[START SOURCE DATA]

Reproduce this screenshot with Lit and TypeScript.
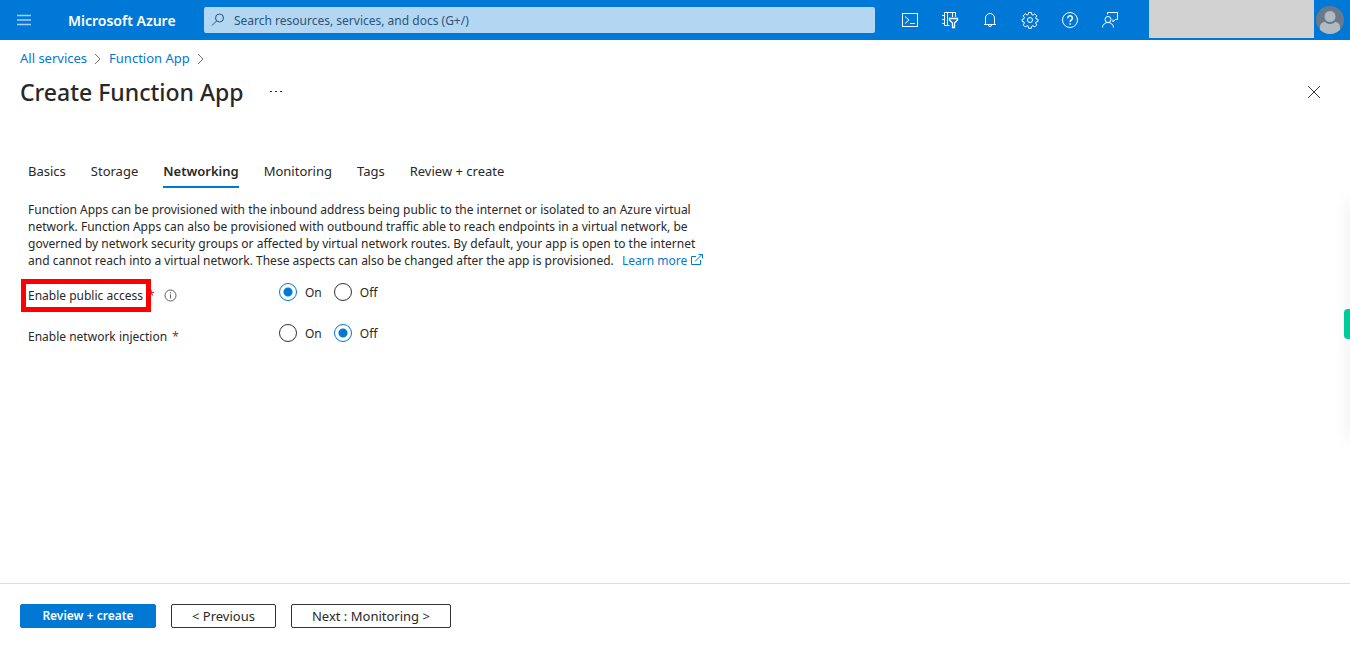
import { LitElement, html, css, svg } from "lit";
import { customElement, state } from "lit/decorators.js";

const toolIcons = [
  {
    label: "Cloud Shell",
    art: svg`<rect x="2.5" y="3.5" width="15" height="13"/><path d="M5 6.500l4 3.500-4 3.500M10 13.500h5"/>`,
  },
  {
    label: "Directories + subscriptions",
    art: svg`<path d="M9.500 15.500H4.500V2.500H15.500V7M7.500 2.500V15.500M12.500 2.500V7M2 5.500H5M2 9.500H5M2 13.500H5"/><path d="M9.500 8.500H17.500V10L14.500 13V17.500H12.500V13L9.500 10Z" stroke-width="1.300"/>`,
  },
  {
    label: "Notifications",
    art: svg`<path d="M5.500 14.500V8a4.500 4.500 0 0 1 9 0V14.500M4 14.500H16M8.500 14.500v.5a1.500 1.500 0 0 0 3 0v-.5"/>`,
  },
  {
    label: "Settings",
    art: svg`<circle cx="10" cy="10" r="2.500"/><path d="M8.600 2.500h2.800l.4 2.100 1.100.5 1.900-1.200 2 2-1.200 1.900.5 1.100 1.900.4v2.200l-1.900.4-.5 1.100 1.200 1.900-2 2-1.900-1.200-1.100.5-.4 2.100H8.600l-.4-2.100-1.100-.5-1.900 1.200-2-2 1.200-1.900-.5-1.100-1.700-.4V9.200l1.700-.4.5-1.100-1.200-1.900 2-2 1.900 1.200 1.100-.5z"/>`,
  },
  {
    label: "Help",
    art: svg`<circle cx="10" cy="10" r="7.500"/><path d="M7.800 8.200a2.300 2.300 0 1 1 3.600 1.700c-.9.600-1.300 1-1.300 2.100M10.100 13.300v1.500" stroke-width="1.500"/>`,
  },
  {
    label: "Feedback",
    art: svg`<circle cx="8" cy="9.500" r="3"/><path d="M2.500 17.500a5.500 5 0 0 1 11 0M7.500 4.500V2.500H17.500V9.500H15.500L13 12V9.500"/>`,
  },
];

const tabs = ["Basics", "Storage", "Networking", "Monitoring", "Tags", "Review + create"];

@customElement("app-root")
export class AppRoot extends LitElement {
  @state() private publicAccess = "On";
  @state() private injection = "Off";

  static styles = css`
    :host {
      display: flex;
      flex-direction: column;
      min-height: 100vh;
      position: relative;
      overflow: hidden;
      background: #fff;
      color: #292827;
      font-family: "Segoe UI", "Noto Sans", "Open Sans", sans-serif;
      font-size: 12px;
      line-height: 17px;
    }
    * {
      box-sizing: border-box;
    }
    button,
    input {
      font: inherit;
      color: inherit;
      margin: 0;
    }
    svg {
      display: block;
      fill: none;
      stroke: currentColor;
    }
    a {
      color: #0078d4;
      text-decoration: none;
    }
    .bar {
      display: flex;
      align-items: center;
      height: 40px;
      background: #0078d7;
      color: #fff;
    }
    .icon-button {
      display: grid;
      place-items: center;
      flex: none;
      width: 40px;
      height: 40px;
      padding: 0;
      border: 0;
      background: none;
    }
    .menu {
      width: 48px;
      color: #a6d0f3;
    }
    .brand {
      flex: none;
      width: 156px;
      padding-left: 20px;
      color: #fff;
      font-size: 14px;
      font-weight: 600;
      white-space: nowrap;
    }
    .search {
      flex: 1;
      display: flex;
      align-items: center;
      gap: 8px;
      height: 26px;
      margin-right: 15px;
      padding-left: 6px;
      border-radius: 2px;
      background: #b3d7f3;
      color: #24527a;
    }
    .search input {
      flex: 1;
      min-width: 0;
      padding: 0;
      border: 0;
      outline: 0;
      background: none;
    }
    .search input::placeholder {
      color: #2b5478;
      opacity: 1;
    }
    .account {
      flex: none;
      align-self: flex-start;
      width: 165px;
      height: 38px;
      margin-left: 19px;
      background: #d2d2d2;
    }
    .avatar {
      width: 36px;
      padding-right: 4px;
    }
    .crumbs {
      display: flex;
      align-items: center;
      gap: 6px;
      padding: 10px 20px 0;
      font-size: 13px;
    }
    .crumbs svg {
      color: #767574;
    }
    .heading {
      display: flex;
      align-items: center;
      height: 50px;
      padding: 0 16px 0 20px;
    }
    h1 {
      margin: 0;
      font-size: 23px;
      line-height: 32px;
      font-weight: 500;
    }
    .more {
      margin-left: 12px;
    }
    .close {
      margin-left: auto;
      color: #3b3a39;
    }
    .content {
      flex: 1;
      padding: 44px 28px 24px;
    }
    .tabs {
      display: flex;
      gap: 25px;
      font-size: 13px;
    }
    .tab {
      height: 27px;
      padding: 2px 0 6px;
      border: 0;
      border-bottom: 2px solid transparent;
      background: none;
      white-space: nowrap;
    }
    .tab.active {
      border-color: #0078d4;
      font-weight: 600;
    }
    .intro {
      max-width: 690px;
      margin: 13px 0 0;
    }
    .learn {
      margin-left: 5px;
      white-space: nowrap;
    }
    .learn svg {
      display: inline-block;
      margin-left: 4px;
      vertical-align: -1px;
    }
    .fields {
      padding-top: 13px;
    }
    .field {
      display: grid;
      grid-template-columns: 251px 1fr;
      height: 41px;
    }
    .name {
      display: flex;
      align-items: center;
      height: 26px;
    }
    .marked {
      position: relative;
    }
    .marked::after {
      content: "";
      position: absolute;
      inset: -8px -8px -8px -7px;
      border: 5px solid #f00;
    }
    .star {
      margin-left: 5px;
      color: #a4262c;
    }
    .info {
      margin-left: 9px;
      color: #605e5c;
    }
    .options {
      display: flex;
      align-items: center;
      gap: 12px;
      height: 20px;
    }
    .option {
      display: flex;
      align-items: center;
      gap: 8px;
    }
    .option input {
      appearance: none;
      width: 18px;
      height: 18px;
      border: 1px solid #323130;
      border-radius: 50%;
      background: #fff;
    }
    .option input:checked {
      border-color: #0078d4;
      background: radial-gradient(circle, #0078d4 4px, #fff 5px);
    }
    .actions {
      display: flex;
      gap: 15px;
      padding: 20px;
      border-top: 1px solid #dcdcdc;
    }
    .action {
      height: 24px;
      padding: 0 20px;
      border: 1px solid #323130;
      border-radius: 2px;
      background: #fff;
      font-size: 13px;
      line-height: 20px;
      white-space: nowrap;
    }
    .action.primary {
      min-width: 136px;
      border-color: #0078d4;
      background: #0078d4;
      color: #fff;
      font-size: 12px;
      font-weight: 600;
    }
    .shade {
      position: absolute;
      top: 200px;
      right: -20px;
      width: 20px;
      height: 240px;
      box-shadow: 0 0 20px rgba(0, 0, 0, 0.07);
    }
    .handle {
      position: absolute;
      top: 309px;
      right: 0;
      width: 6px;
      height: 30px;
      padding: 0;
      border: 0;
      border-radius: 4px 0 0 4px;
      background: #00cc99;
    }
  `;

  private chevron() {
    return html`<svg width="10" height="12" viewBox="0 0 10 12" aria-hidden="true"><path d="M2 1l5 5-5 5"/></svg>`;
  }

  private choice(name: string, value: string, pick: (v: string) => void) {
    return html`<div class="options" role="radiogroup" aria-labelledby=${name}>
      ${["On", "Off"].map(
        (o) => html`<label class="option"
          ><input type="radio" name=${name} .checked=${value === o} @change=${() => pick(o)} />${o}</label
        >`
      )}
    </div>`;
  }

  render() {
    return html`
      <header class="bar">
        <button class="icon-button menu" aria-label="Menu">
          <svg width="14" height="12" viewBox="0 0 14 12" stroke-width="1.300"><path d="M0 1.500H14M0 6H14M0 10.500H14"/></svg>
        </button>
        <a class="brand" href="#">Microsoft Azure</a>
        <label class="search">
          <svg width="16" height="16" viewBox="0 0 16 16" aria-hidden="true"><circle cx="9.500" cy="6" r="4"/><path d="M6.700 8.800L2 13.500"/></svg>
          <input type="text" aria-label="Search" placeholder="Search resources, services, and docs (G+/)" />
        </label>
        ${toolIcons.map(
          (t) => html`<button class="icon-button" aria-label=${t.label}>
            <svg width="20" height="20" viewBox="0 0 20 20">${t.art}</svg>
          </button>`
        )}
        <div class="account"></div>
        <button class="icon-button avatar" aria-label="Account">
          <svg width="28" height="28" viewBox="0 0 28 28" stroke="none">
            <circle cx="14" cy="14" r="14" fill="#69798c" stroke="none"/>
            <path d="M4 23.800V21C4 17.500 6.500 16 9 16c1.500 1.500 3 2 5 2s3.500-.5 5-2c2.500 0 5 1.500 5 5v2.800A14 14 0 0 1 4 23.800z" fill="#b1b9c1" stroke="none"/>
            <circle cx="14" cy="10.500" r="6" fill="#b1b9c1" stroke="#69798c"/>
          </svg>
        </button>
      </header>
      <nav class="crumbs" aria-label="Breadcrumb">
        <a href="#">All services</a>${this.chevron()}<a href="#">Function App</a>${this.chevron()}
      </nav>
      <div class="heading">
        <h1>Create Function App</h1>
        <button class="icon-button more" aria-label="More">
          <svg width="12" height="4" viewBox="0 0 12 4"><path d="M0 1.500h2M5 1.500h2M10 1.500h2"/></svg>
        </button>
        <button class="icon-button close" aria-label="Close">
          <svg width="12" height="12" viewBox="0 0 12 12"><path d="M0 0L12 12M12 0L0 12"/></svg>
        </button>
      </div>
      <main class="content">
        <div class="tabs" role="tablist">
          ${tabs.map(
            (t) => html`<button
              class="tab ${t === "Networking" ? "active" : ""}"
              role="tab"
              aria-selected=${t === "Networking"}
            >${t}</button>`
          )}
        </div>
        <p class="intro">
          Function Apps can be provisioned with the inbound address being public to the internet or isolated to an Azure
          virtual network. Function Apps can also be provisioned with outbound traffic able to reach endpoints in a
          virtual network, be governed by network security groups or affected by virtual network routes. By default,
          your app is open to the internet and cannot reach into a virtual network. These aspects can also be changed
          after the app is provisioned.
          <a class="learn" href="#">Learn more<svg width="12" height="12" viewBox="0 0 12 12" aria-hidden="true"><path d="M5 2.500H.5v8h9V6M4 7.500L11 .5M7.500 .5H11.500V4.500"/></svg></a>
        </p>
        <div class="fields">
          <div class="field">
            <div class="name">
              <span class="marked" id="access">Enable public access</span><span class="star">*</span>
              <svg class="info" width="13" height="13" viewBox="0 0 13 13" aria-hidden="true"><circle cx="6.500" cy="6.500" r="5.500"/><path d="M6.500 5.500v4M6.500 3.200v1.200"/></svg>
            </div>
            ${this.choice("access", this.publicAccess, (v) => (this.publicAccess = v))}
          </div>
          <div class="field">
            <div class="name"><span id="injection">Enable network injection</span><span class="star">*</span></div>
            ${this.choice("injection", this.injection, (v) => (this.injection = v))}
          </div>
        </div>
      </main>
      <footer class="actions">
        <button class="action primary">Review + create</button>
        <button class="action">&lt; Previous</button>
        <button class="action">Next : Monitoring &gt;</button>
      </footer>
      <div class="shade"></div>
      <button class="handle" aria-label="Open side panel"></button>
    `;
  }
}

[END SOURCE DATA]

WHAT IS BEING ASKED:
Pull out each line holding the string "this".

TASK OUTPUT:
Reproduce this screenshot with Lit and TypeScript.
        <a href="#">All services</a>${this.chevron()}<a href="#">Function App</a>${this.chevron()}
            ${this.choice("access", this.publicAccess, (v) => (this.publicAccess = v))}
            ${this.choice("injection", this.injection, (v) => (this.injection = v))}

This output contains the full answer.